Some major credit agencies are being sued, as a result of the credit crisis revealing the poor processes that agencies adopted to generate credit ratings. This has caused major upheaval for countries and companies alike, so much so that China has produced its own credit rating agency which recently put most European countries’ debt into a ‘poor’ rating category. In another response to the problem, Siemens is following GE and Volkswagen in initiating a banking licence so that they can finance deals with their customers and suppliers without the involvement of banks or other financial institutions.

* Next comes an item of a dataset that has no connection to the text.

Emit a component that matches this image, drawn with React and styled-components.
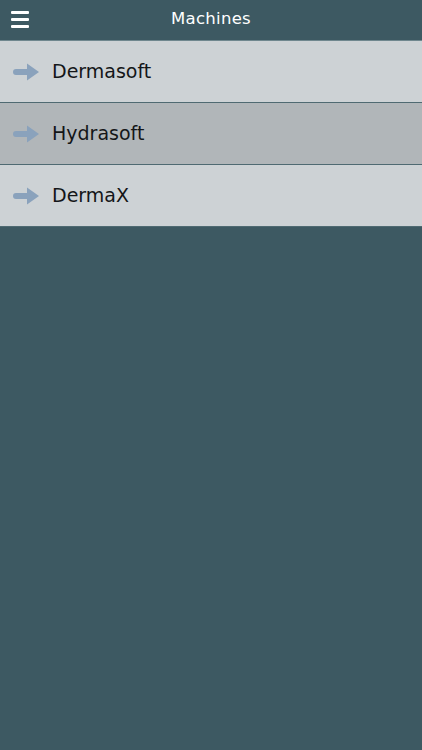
import React from 'react';
import styled, { createGlobalStyle } from 'styled-components';

const machines = ["Dermasoft", "Hydrasoft", "DermaX"]

const GlobalStyle = createGlobalStyle`
  html, body {
    margin: 0;
    padding: 0;
    background-color: #3d5962;
  }
`

const Page = styled.div`
  width: 422px;
  height: 750px;
  background-color: #3d5962;
  font-family: 'DejaVu Sans', 'Open Sans', sans-serif;
`

const Header = styled.div`
  height: 40px;
  display: flex;
  align-items: center;
  justify-content: center;
  position: relative;
  border-bottom: 1px solid #6f878e;
`

const Title = styled.div`
  color: #ffffff;
  font-size: 16.5px;
  letter-spacing: 0.3px;
  margin-top: -4px;
`

const Menu = styled.div`
  position: absolute;
  left: 11px;
  top: 11px;
  width: 18px;
  height: 17px;
  display: flex;
  flex-direction: column;
  justify-content: space-between;
`

const Bar = styled.div`
  height: 3px;
  background-color: #ffffff;
  border-radius: 1px;
`

const List = styled.div`
  display: flex;
  flex-direction: column;
`

const Row = styled.div`
  height: 61px;
  display: flex;
  align-items: center;
  padding-left: 13px;
  column-gap: 13px;
  background-color: ${({ active }) => (active ? '#b1b6b9' : '#cdd2d5')};
  border-bottom: 1px solid #4f6a72;
`

const Label = styled.div`
  font-size: 19px;
  color: #141618;
  margin-top: -1px;
`

const Arrow = () => (
  <svg width="26" height="18" viewBox="0 0 26 18">
    <path d="M3 6 H14 V0.5 L26 9 L14 17.5 V12 H3 Q0 12 0 9 Q0 6 3 6 Z" fill="#8aa2bc" />
  </svg>
)

const App = () => {
  return (
    <Page>
      <GlobalStyle />
      <Header>
        <Menu>
          <Bar />
          <Bar />
          <Bar />
        </Menu>
        <Title>Machines</Title>
      </Header>
      <List>
        {machines.map((name, i) => (
          <Row key={name} active={i === 1}>
            <Arrow />
            <Label>{name}</Label>
          </Row>
        ))}
      </List>
    </Page>
  );
};

export default App;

The reporting requirement for organisations is under scrutiny and even attack

Here we have major auditing companies realising that they will be sued for not identifying cash/credit issues that could affect a company’s status of being a ‘going concern’. The accounting bodies are seeking input from all quarters to establish what reports are needed for ‘tomorrow’s company’.

New challenges

The changed landscape means finding new ways of dealing with customers and suppliers as new technology and the need for lean processes force them to review not just their own commercial terms and conditions but also whether the profitability of certain products, services and customers, once regarded as ‘cash cows’, could now effectively be loss-making ‘dogs’.

Innovative ways of financing supply chains have arisen. Marks and Spencer has just issued suppliers with alternatives to financing their payments through their own financial services division and Rolls Royce has instigated a supplier portal that has a vetting procedure which includes a review by their preferred banking partner. 

In the UK, the sudden swing in spending policies announced by the coalition government is taking its toll. The curtailment of the ‘Building Schools for the Future’ programme has impacted many substantial companies in the construction, facilities management, technical infrastructure and computer sectors.